Indian glacier disaster leaves 26 dead, over 170 missing

Jalees ANDRABI
·3-min read

Twenty-six people were confirmed dead on Monday and more than 170 others were missing after a devastating flash flood in India thought to have been caused by a chunk of glacier breaking off.

The resulting wall of water and debris barrelled down a tight valley in India's Himalayan north on Sunday morning, destroying bridges, roads and hitting two hydroelectric power plants.

Uttarakhand Director General of Police Ashok Kumar said late Monday that 26 bodies had been recovered, and 171 people were still unaccounted for.

Most of those missing were workers at the two power plants, with some trapped in a U-shaped tunnel filled with mud and rocks when the flooding hit.
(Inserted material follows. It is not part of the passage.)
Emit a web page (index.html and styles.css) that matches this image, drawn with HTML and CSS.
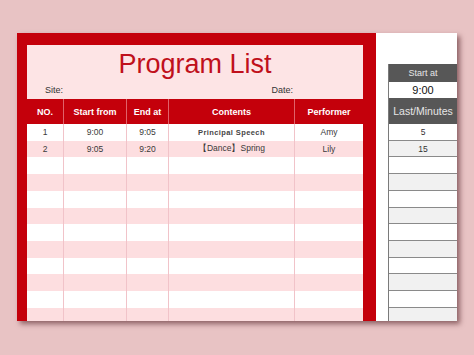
FILE: index.html
```html
<!DOCTYPE html>
<html>
<head>
<meta charset="utf-8">
<link rel="stylesheet" href="styles.css">
</head>
<body>
<div class="sheet">
  <div class="frame">
    <div class="head">
      <div class="title">Program List</div>
      <div class="meta"><span class="site">Site:</span><span class="date">Date:</span></div>
    </div>
    <div class="table">
      <div class="row hdr"><div>NO.</div><div>Start from</div><div>End at</div><div>Contents</div><div>Performer</div></div>
      <div class="row"><div>1</div><div>9:00</div><div>9:05</div><div class="bold">Principal Speech</div><div>Amy</div></div>
      <div class="row alt"><div>2</div><div>9:05</div><div>9:20</div><div>【Dance】Spring</div><div>Lily</div></div>
      <div class="row"><div></div><div></div><div></div><div></div><div></div></div>
      <div class="row alt"><div></div><div></div><div></div><div></div><div></div></div>
      <div class="row"><div></div><div></div><div></div><div></div><div></div></div>
      <div class="row alt"><div></div><div></div><div></div><div></div><div></div></div>
      <div class="row"><div></div><div></div><div></div><div></div><div></div></div>
      <div class="row alt"><div></div><div></div><div></div><div></div><div></div></div>
      <div class="row"><div></div><div></div><div></div><div></div><div></div></div>
      <div class="row alt"><div></div><div></div><div></div><div></div><div></div></div>
      <div class="row"><div></div><div></div><div></div><div></div><div></div></div>
      <div class="row alt"><div></div><div></div><div></div><div></div><div></div></div>
    </div>
  </div>
  <div class="side">
    <div class="panel">
      <div class="dark small">Start at</div>
      <div class="val">9:00</div>
      <div class="dark big">Last/Minutes</div>
      <div class="cell">5</div>
      <div class="cell alt">15</div>
      <div class="cell"></div>
      <div class="cell alt"></div>
      <div class="cell"></div>
      <div class="cell alt"></div>
      <div class="cell"></div>
      <div class="cell alt"></div>
      <div class="cell"></div>
      <div class="cell alt"></div>
      <div class="cell"></div>
      <div class="cell alt"></div>
    </div>
  </div>
</div>
</body>
</html>
```

FILE: styles.css
```css
html, body {
  margin: 0;
  padding: 0;
}
body {
  background: #e8c3c4;
  width: 474px;
  height: 355px;
  overflow: hidden;
  font-family: "Liberation Sans", Arial, sans-serif;
}
.sheet {
  margin: 33px 0 0 17px;
  width: 440px;
  height: 288px;
  display: flex;
  overflow: hidden;
  box-shadow: 3px 3px 5px rgba(70, 20, 25, 0.55);
  background: #fff;
}
.frame {
  width: 336px;
  background: #c4000b;
  padding: 12px 13px 0 10px;
  flex: none;
}
.head {
  background: #fde4e5;
  height: 54px;
}
.title {
  padding-top: 4px;
  height: 30px;
  line-height: 30px;
  font-size: 27px;
  color: #c0101b;
  text-align: center;
}
.meta {
  display: flex;
  font-size: 9px;
  line-height: 12px;
  color: #333;
  padding-top: 5px;
}
.site {
  padding-left: 18px;
}
.date {
  margin-left: auto;
  padding-right: 70px;
}
.row {
  display: grid;
  grid-template-columns: 36px 63px 42px 126px 69px;
  height: 16.73px;
  background: #fff;
}
.row.alt {
  background: #fddee0;
}
.row > div {
  display: flex;
  align-items: center;
  justify-content: center;
  font-size: 8.5px;
  color: #3a3a3a;
  white-space: nowrap;
}
.row > div + div {
  border-left: 1px solid #f1c3c9;
}
.row .bold {
  font-weight: bold;
  font-size: 7.5px;
  letter-spacing: 0.4px;
  color: #444;
}
.row.hdr {
  height: 25px;
  background: #c4000b;
}
.row.hdr > div {
  color: #fff;
  font-weight: bold;
  font-size: 9px;
}
.row.hdr > div + div {
  border-left: 1px solid #e0626a;
}
.side {
  flex: 1;
  background: #fff;
  padding: 31px 0 0 12px;
}
.panel {
  border-left: 1px solid #7a7a7a;
}
.dark {
  background: #575757;
  color: #e6e6e6;
  display: flex;
  align-items: center;
  justify-content: center;
}
.dark.small {
  height: 18px;
  font-size: 9px;
}
.dark.big {
  height: 26px;
  font-size: 10.5px;
}
.val {
  height: 16px;
  display: flex;
  align-items: center;
  justify-content: center;
  font-size: 11px;
  color: #111;
}
.cell {
  height: 15.73px;
  border-bottom: 1px solid #8a8a8a;
  display: flex;
  align-items: center;
  justify-content: center;
  font-size: 8.5px;
  color: #333;
  background: #fff;
}
.cell.alt {
  background: #f1f1f1;
}
```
"If this incident happened in the evening, after work hours, the situation wouldn't have been this bad as labourers and workers in and around the sites would have been at home," Uttarakhand Chief Minister Trivendra Singh Rawat told reporters.

Twelve people were rescued from one side of the tunnel on Sunday but another 34 were still trapped at the other end, the Indo Tibetan Border Police's Banudutt Nair, who is in charge of the rescue operation, told AFP.

With the main road washed away, paramilitary rescuers were forced to scale down a hillside on ropes to reach the entrance. Emergency workers were using heavy machinery to remove tonnes of rocks.

"Approximately 80 metres (260 feet) inside the tunnel is cleared and accessible," said Vivek Kumar Pandey, another disaster official.

Around 1,000 rescuers -- including from the military, police and national disaster personnel -- resumed their search operation at first light on Monday.

Three excavators had reached the site, with one removing the slush and depositing it in the nearby river, Nair said, adding that the semi-liquid debris was estimated to be around 180 metres deep.

Rescuers believed there were air pockets in the tunnel, Nair added.

- 'Grim reminder' -

Scores of social media users captured the disaster, with footage showing water tearing through the narrow valley with terrifying force.

"We were 300 metres inside the tunnel working. Suddenly there was whistling and shouting telling us to get out," said survivor Rajesh Kumar, 28.

"We started running out but the water gushed in. It was like scenes from a Hollywood movie. We thought we wouldn't make it," he told AFP.

Deepak Kumar, whose brother Bharminer is trapped inside the tunnel, said six of the workers had come from his village in Lakhimpur Kheri in the state of Uttar Pradesh.

"Out of that, one survived and he informed us, and the moment that we heard that our brother is trapped inside the tunnel, we jumped into the car" and drove around 400 kilometres overnight, Kumar told AFP outside the tunnel.

Authorities said initially that the cause was a chunk of glacier breaking off into a river, but the trigger may instead have been a phenomenon called a glacial lake outburst flood (GLOF).

This is when the boundaries of a glacial lake -- formed when a glacier retreats -- are breached, releasing large amounts of water downstream.

It is possible that this in turn was caused by an avalanche. The incident may also have been triggered by water pockets inside a glacier bursting.

Glaciers in the region have been shrinking rapidly in recent years because of global warming, but experts say that the construction of hydroelectric plants could also be a factor.

Floods in 2013 killed 6,000 people and led to calls for a review of projects in Uttarakhand, a state of 10 million people bordering Tibet and Nepal.

Vimlendhu Jha, the founder of Swechha, an environmental NGO, said the disaster was a "grim reminder" of the effects of climate change and the "haphazard development of roads, railways and power plants in ecologically sensitive areas".

A major study in 2019 said that two-thirds of Himalayan glaciers, the world's "Third Pole", could melt by 2100 if global emissions are not sharply reduced.

Glaciers in the region are a critical source of water for hundreds of millions of people, feeding many of the world's most important river systems.